Effective January 1, 2011, Public Chapter 438 repeals Tenn. Code Ann. § 67-5-1101 et seq., known as the "shares tax," which imposed a property tax on the intangible value of loan companies, investment companies, and cemeteries. The tax had been on the books since 1907 but, after the tax was repealed as to banks in the 1970s, was not enforced uniformly, if at all. Beginning in 2008, certain counties began to assess the tax. Public Chapter 438 repeals the shares tax in its entirety. It also amends the excise tax statutes to provide that a portion of the excise tax paid by financial institutions, including loan or trust companies, and a portion of the excise tax paid by regulated investment companies, is to be paid to the local governments in replacement of the "shares tax."

Other Bills of Interest That Did Not Pass

"Tennessee Small Business Protection Act," Senate Bill 1614, House Bill 1914

Legislation that would have required combined reporting for unitary businesses and would have also made other changes to the definition of business earnings under Tennessee's excise tax failed to make it out of the House and Senate tax subcommittees.
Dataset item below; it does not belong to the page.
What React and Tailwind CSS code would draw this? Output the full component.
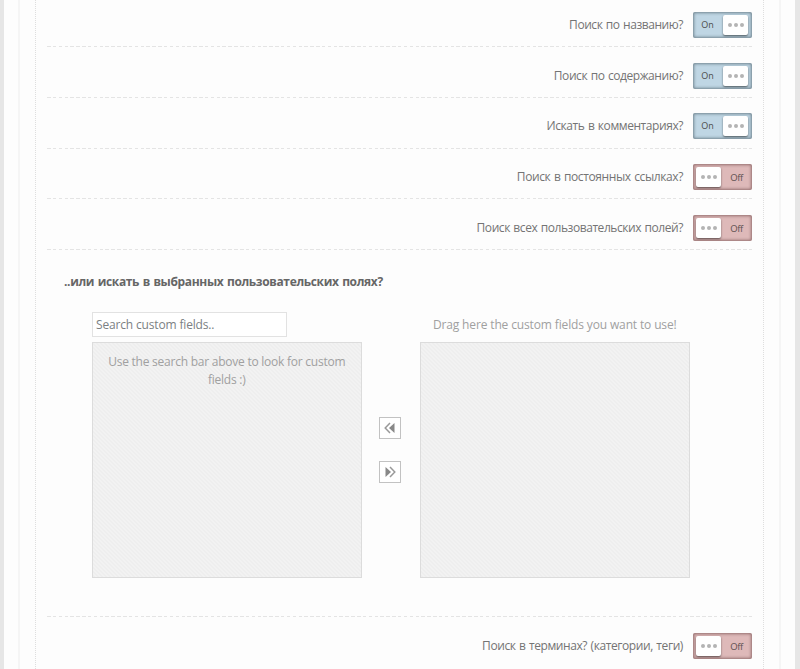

"Out of State Sales Tax Act," Senate Bill 1489, House Bill 1912

A bill similar to the New York bill known as the Amazon.com bill was introduced again in Tennessee in 2011. It proposed to establish a rebuttable presumption that out-of-state internet retailers are subject to Tennessee's sales tax jurisdiction if the retailer receives potential customer referrals from Tennessee residents, whether by a link on an Internet website or otherwise, and the retailer's cumulative gross receipts through such referrals are in excess of $4,800 for four consecutive quarterly periods. This bill did not pass.